The purpose of this study is to determine what percentage of PT referrals had a specific diagnosis and treatment orders. Additionally, specific and non-specific diagnoses and treatment orders were compared in regards to PT units billed, average visits per referral, and average cost per referral.
The charts of 1,000 patients treated in outpatient PT underwent a retrospective chart review. Interferential statistics were used to determine if there was a statistically significant difference between specific and non-specific diagnoses and treatment orders in regard to PT units billed, average visits per referral, and average cost per referral.
Twenty-nine percent of all referring diagnoses were non-specific in nature and 58% contained treatment orders that were non-specific. There was a statistically significant difference in PT utilization between charts with a specific diagnosis and a non-specific diagnosis (p ≤ 0.001).
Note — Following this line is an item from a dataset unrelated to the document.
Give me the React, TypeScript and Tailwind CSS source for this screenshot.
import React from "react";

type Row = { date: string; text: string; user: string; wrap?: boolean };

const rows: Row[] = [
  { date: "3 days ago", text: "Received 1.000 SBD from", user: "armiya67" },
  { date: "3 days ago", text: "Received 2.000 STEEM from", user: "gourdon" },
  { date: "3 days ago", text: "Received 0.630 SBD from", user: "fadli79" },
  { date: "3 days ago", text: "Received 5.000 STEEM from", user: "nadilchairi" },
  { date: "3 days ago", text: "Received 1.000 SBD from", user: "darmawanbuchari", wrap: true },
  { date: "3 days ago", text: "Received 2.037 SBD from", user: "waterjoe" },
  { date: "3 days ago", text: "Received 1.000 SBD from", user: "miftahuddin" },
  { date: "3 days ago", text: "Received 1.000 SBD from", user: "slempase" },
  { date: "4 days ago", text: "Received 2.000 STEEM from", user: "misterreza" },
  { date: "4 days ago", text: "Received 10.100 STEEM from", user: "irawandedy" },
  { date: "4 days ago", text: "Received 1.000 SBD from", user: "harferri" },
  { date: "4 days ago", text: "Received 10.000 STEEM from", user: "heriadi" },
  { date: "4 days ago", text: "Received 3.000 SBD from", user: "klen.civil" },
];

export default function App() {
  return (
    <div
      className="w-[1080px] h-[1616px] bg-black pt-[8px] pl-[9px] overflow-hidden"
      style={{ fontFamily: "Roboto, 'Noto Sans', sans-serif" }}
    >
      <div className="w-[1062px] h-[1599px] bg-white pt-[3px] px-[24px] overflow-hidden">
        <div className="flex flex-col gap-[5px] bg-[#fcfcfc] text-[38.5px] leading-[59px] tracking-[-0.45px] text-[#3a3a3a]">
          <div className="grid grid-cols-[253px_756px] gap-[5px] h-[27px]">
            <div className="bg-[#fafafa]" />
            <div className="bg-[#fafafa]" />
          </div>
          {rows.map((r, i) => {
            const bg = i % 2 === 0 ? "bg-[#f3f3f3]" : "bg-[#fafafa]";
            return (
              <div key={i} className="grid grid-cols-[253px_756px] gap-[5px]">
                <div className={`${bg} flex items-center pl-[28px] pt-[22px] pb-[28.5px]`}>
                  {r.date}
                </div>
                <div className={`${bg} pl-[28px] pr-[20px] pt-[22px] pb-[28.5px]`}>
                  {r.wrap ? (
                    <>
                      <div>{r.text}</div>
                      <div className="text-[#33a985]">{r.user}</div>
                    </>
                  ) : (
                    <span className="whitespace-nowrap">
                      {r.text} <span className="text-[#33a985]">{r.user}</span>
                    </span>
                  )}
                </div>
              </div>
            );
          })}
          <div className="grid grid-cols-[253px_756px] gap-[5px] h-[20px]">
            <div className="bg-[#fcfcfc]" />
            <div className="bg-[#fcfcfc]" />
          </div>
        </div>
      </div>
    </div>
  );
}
Patients with a specific treatment order also displayed a statistically significant larger average in billed units, average visits per referral, and average reimbursement per referral than those without a specific treatment order (p ≤ 0.0001).
The findings suggest that a physician diagnosis and referral may not be required to direct care for patients seeking PT services. Third-party payers that require a physician referral for PT services may be delaying access to healthcare and increasing costs.